What is “a significant majority?” The letter does not specify. And any percentage smaller than 100 is less than what Calgary had previously committed to do.

After the federal government released the new and easier commitment, Mr. Farkas said that the city could achieve a majority of lots zoned for four-plexes by adding them on the outskirts as Calgary expands.

In other words, it could do this while leaving older neighbourhoods untouched. Unlike the original agreement, existing home-owners won’t have to be part of the solution as demand is pushed elsewhere.

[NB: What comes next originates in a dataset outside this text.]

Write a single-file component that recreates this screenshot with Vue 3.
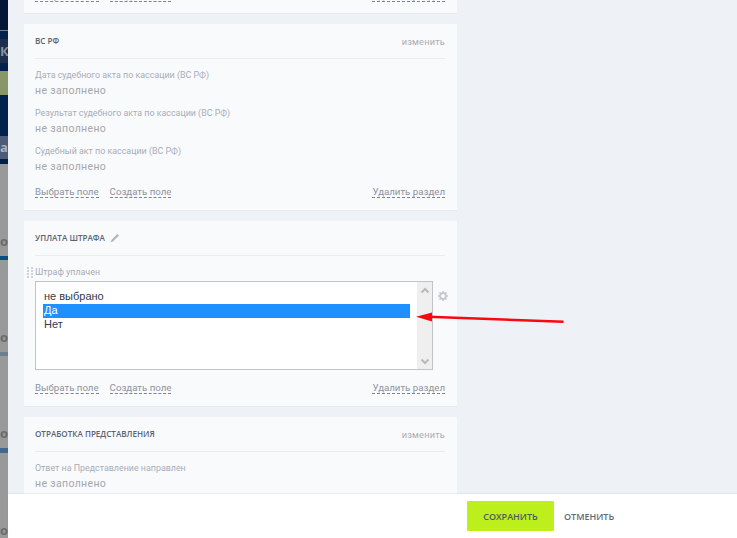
<script setup>
const strip = [
  { h: 30, c: '#041538' }, { h: 1, c: '#7c7f87' }, { h: 8, c: '#02214d' },
  { h: 24, c: '#1e2f4e', t: 'К', tc: '#8b909b' }, { h: 8, c: '#02214d' }, { h: 24, c: '#8a9568' },
  { h: 41, c: '#02214d' }, { h: 23, c: '#4c5b78', t: 'а', tc: '#a9afbb' }, { h: 5, c: '#021f4a' },
  { h: 65, c: '#999999' }, { h: 24, c: '#999999', t: 'ов', tc: '#6a6a6a' },
  { h: 3, c: '#999999' }, { h: 4, c: '#0f4d80' }, { h: 65, c: '#999999' },
  { h: 24, c: '#999999', t: 'ов', tc: '#6a6a6a' }, { h: 3, c: '#999999' }, { h: 4, c: '#6c7f91' },
  { h: 65, c: '#999999' }, { h: 24, c: '#999999', t: 'ов', tc: '#6a6a6a' },
  { h: 3, c: '#999999' }, { h: 5, c: '#41688f' }, { h: 65, c: '#999999' },
  { h: 24, c: '#999999', t: 'ов', tc: '#6a6a6a' }
]
const vsFields = [
  'Дата судебного акта по кассации (ВС РФ)',
  'Результат судебного акта по кассации (ВС РФ)',
  'Судебный акт по кассации (ВС РФ)'
]
</script>

<template>
  <div class="page">
    <div class="strip">
      <div
        v-for="(s, i) in strip"
        :key="i"
        class="seg"
        :style="{ height: s.h + 'px', background: s.c, color: s.tc }"
      >{{ s.t }}</div>
    </div>
    <div class="drawer">
      <div class="scroll">
        <section class="card card-top">
          <div class="links">
            <span class="dash">Выбрать поле</span>
            <span class="dash">Создать поле</span>
            <span class="dash right">Удалить раздел</span>
          </div>
        </section>

        <section class="card card-vs">
          <header class="head">
            <h3>ВС РФ</h3>
            <span class="edit">изменить</span>
          </header>
          <div v-for="f in vsFields" :key="f" class="field">
            <div class="label">{{ f }}</div>
            <div class="value">не заполнено</div>
          </div>
          <div class="links">
            <span class="dash">Выбрать поле</span>
            <span class="dash">Создать поле</span>
            <span class="dash right">Удалить раздел</span>
          </div>
        </section>

        <section class="card card-pay">
          <header class="head">
            <h3>УПЛАТА ШТРАФА</h3>
            <svg class="pencil" width="10" height="10" viewBox="0 0 10 10">
              <path d="M0.8 9.2 L1.4 7 L7.4 1 L9 2.6 L3 8.6 Z" fill="#b3b5b9" />
            </svg>
          </header>
          <div class="label-row">
            <svg class="grip" width="6" height="11" viewBox="0 0 6 11">
              <g fill="#d0d2d6">
                <rect x="0" y="0" width="2" height="2" /><rect x="4" y="0" width="2" height="2" />
                <rect x="0" y="3" width="2" height="2" /><rect x="4" y="3" width="2" height="2" />
                <rect x="0" y="6" width="2" height="2" /><rect x="4" y="6" width="2" height="2" />
                <rect x="0" y="9" width="2" height="2" /><rect x="4" y="9" width="2" height="2" />
              </g>
            </svg>
            <div class="label">Штраф уплачен</div>
          </div>
          <div class="select-row">
            <div class="listbox">
              <div class="options">
                <div class="opt">не выбрано</div>
                <div class="opt sel">Да</div>
                <div class="opt">Нет</div>
              </div>
              <div class="sb">
                <svg width="10" height="7" viewBox="0 0 10 7"><path d="M1.5 5.5 L5 2 L8.5 5.5" fill="none" stroke="#b9b9b9" stroke-width="2" /></svg>
                <svg width="10" height="7" viewBox="0 0 10 7"><path d="M1.5 1.5 L5 5 L8.5 1.5" fill="none" stroke="#b9b9b9" stroke-width="2" /></svg>
              </div>
            </div>
            <svg class="gear" width="10" height="10" viewBox="0 0 10 10">
              <circle cx="5" cy="5" r="2.9" fill="none" stroke="#c4c6c9" stroke-width="1.7" />
              <path d="M5 0V2M5 8V10M0 5H2M8 5H10M1.5 1.5L2.8 2.8M7.2 7.2L8.5 8.5M8.5 1.5L7.2 2.8M2.8 7.2L1.5 8.5" stroke="#c4c6c9" stroke-width="1.5" />
            </svg>
          </div>
          <div class="links">
            <span class="dash">Выбрать поле</span>
            <span class="dash">Создать поле</span>
            <span class="dash right">Удалить раздел</span>
          </div>
        </section>

        <section class="card card-last">
          <header class="head">
            <h3>ОТРАБОТКА ПРЕДСТАВЛЕНИЯ</h3>
            <span class="edit">изменить</span>
          </header>
          <div class="field">
            <div class="label">Ответ на Представление направлен</div>
            <div class="value">не заполнено</div>
          </div>
        </section>
      </div>
      <footer class="footer">
        <button class="save">СОХРАНИТЬ</button>
        <button class="cancel">ОТМЕНИТЬ</button>
      </footer>
    </div>
    <svg class="arrow" width="737" height="538" viewBox="0 0 737 538">
      <path d="M428 316.7 L563.5 321.8" fill="none" stroke="#f60a0f" stroke-width="2.4" />
      <path d="M416 316.8 L432 312.6 L432 321.6 Z" fill="#f60a0f" />
    </svg>
  </div>
</template>

<style>
html, body { margin: 0; padding: 0; }
</style>

<style scoped>
.page {
  position: relative;
  display: flex;
  width: 737px;
  height: 538px;
  overflow: hidden;
  font-family: Roboto, "Liberation Sans", sans-serif;
  background: #eef1f5;
}
.strip { width: 8px; flex: none; overflow: hidden; }
.seg {
  display: flex;
  align-items: center;
  width: 8px;
  overflow: hidden;
  font: 700 13px/1 "Open Sans", sans-serif;
  white-space: nowrap;
}
.drawer { flex: 1; display: flex; flex-direction: column; min-width: 0; }
.scroll {
  flex: 1;
  height: 494px;
  overflow: hidden;
  padding-left: 16px;
  background: #eef1f5;
}
.card {
  width: 433px;
  box-sizing: border-box;
  padding: 0 12px 0 11px;
  margin-bottom: 10px;
  background: #f9fafc;
  border-bottom: 1px solid #e6e9ed;
}
.card-top { display: flex; height: 14px; }
.card-top .links { flex: 1; margin-top: -10px; padding-top: 0; height: 12px; }
.card-vs { height: 187px; }
.card-pay { height: 186px; }
.card-last { height: 120px; }
.head {
  display: flex;
  align-items: center;
  height: 34px;
  border-bottom: 1px solid #e9ebef;
}
.head h3 {
  margin: 0;
  font: 600 8.1px/1 "Open Sans", sans-serif;
  color: #5a6472;
}
.edit { margin-left: auto; font-size: 9.2px; color: #a9abb0; letter-spacing: 0.2px; }
.pencil { margin-left: 5px; }
.field { padding-top: 9px; height: 29px; }
.label { font-size: 8.9px; line-height: 14px; color: #a7adb8; }
.value { font-size: 10.5px; line-height: 18px; color: #a5a7ab; letter-spacing: 0.35px; }
.label-row { position: relative; padding-top: 9px; height: 16px; }
.grip { position: absolute; left: -8px; top: 11px; }
.select-row { display: flex; align-items: flex-start; }
.listbox {
  display: flex;
  flex: none;
  width: 398px;
  height: 89px;
  box-sizing: border-box;
  background: #fff;
  border: 1px solid #c1c3c6;
}
.options { flex: 1; padding: 8px 7px 0; font: 11px/12px "Liberation Sans", sans-serif; color: #333a46; }
.opt { padding-left: 1px; height: 14px; }
.sel { background: #1e90ff; color: #fff; }
.sb {
  width: 15px;
  background: #efefef;
  display: flex;
  flex-direction: column;
  justify-content: space-between;
  align-items: center;
  padding: 5px 0 4px;
}
.gear { flex: none; margin: 10px 0 0 5px; }
.links {
  display: flex;
  gap: 11px;
  font-size: 9.7px;
  line-height: 11px;
  color: #8d939e;
  padding-top: 12px;
}
.dash { border-bottom: 1px dashed #7e838c; }
.right { margin-left: auto; }
.card-vs .links { padding-top: 13px; }
.footer {
  display: flex;
  align-items: center;
  height: 44px;
  flex: none;
  padding-left: 459px;
  background: #fff;
  box-shadow: 0 -1px 1px rgba(0, 0, 0, 0.05);
  position: relative;
}
.save {
  width: 87px;
  height: 30px;
  border: 0;
  border-radius: 1px;
  background: #bcef1c;
  color: #4f5863;
  font: 600 9px/1 "Open Sans", sans-serif;
}
.cancel {
  margin-left: 10px;
  padding: 0;
  border: 0;
  background: none;
  color: #5f6875;
  font: 600 9px/1 "Open Sans", sans-serif;
}
.arrow { position: absolute; left: 0; top: 0; pointer-events: none; }
</style>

Defenders of Calgary’s once-again restrictive zoning can point to the fact that the city is beating its own targets for the number of new homes. That’s a commendable achievement. But it doesn’t eliminate the need for structural change in where different types of housing can be built.

Decades of post-war zoning practice separated single family homes from apartments. Zoning the majority of the city exclusively for single family homes left only two obvious ways to add housing: Towers and sprawl.

That’s where the Housing Accelerator Fund was groundbreaking. In its agreements with cities, Ottawa insisted on looser zoning rules to allow buildings with multiple units – typically four or six, depending on the city – on properties in traditional residential neighbourhoods.

Such rezoning is a way to add housing while taking advantage of existing infrastructure, but not changing unduly the appearance of an area. It also opens the door to revitalizing older house neighbourhoods, in cities such as Vancouver and Toronto, experiencing long-term population decline.

The zoning changes were not always popular but mayors could point to money their cities were getting as a way to sell the change to upset residents. Still, the change was a bridge too far for some municipal leaders. Windsor refused to rezone and so did Oakville, to the west of Toronto. Both were denied funds as a result.

But it turns out they should have simply pretended to play along. Because the way Mr. Robertson folded on Calgary suggests Ottawa isn’t really serious about rezoning.